In the face of Brexit uncertainty, firms have been taking preparatory action.  Some have opened outlets on both sides of the border; some are relocating; and many have sought flexibility in short-term contracts and hiring agency staff rather than permanent employees.  Despite record amounts of cash in the banks, little or no long term investment is taking place.  

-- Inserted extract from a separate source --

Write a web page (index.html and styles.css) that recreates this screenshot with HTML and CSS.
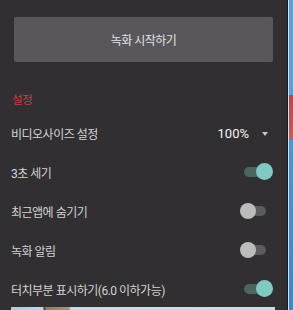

There are real fears of a hardening border: for Derry City and Strabane Council, the prospect is of a sharp increase in housing demand and need as people seek to relocate close to their existing jobs and schools.  For Donegal, the fear is of villages turning to ghost settlements as people depart across the border.

Environmental concerns

In this context, it is a challenge to plan and to secure reliable forecasts and evidence for the emerging DCSC Local Development Plan.  Moreover, there are growing concerns over environmental governance if/when the UK leaves the EU. The EU currently provides a mechanism to call governments to account: the lack of a functioning Northern Ireland Executive means that while reviews are under way in the rest of the UK, nothing is happening here to replace the role of the EU.

The stark warning is that either the UK aligns with the EU in the host of standards and controls or there will be a hard border, with equally hard consequences for the area.

The message from the meeting was clear: no deal is not an option for the North West Region.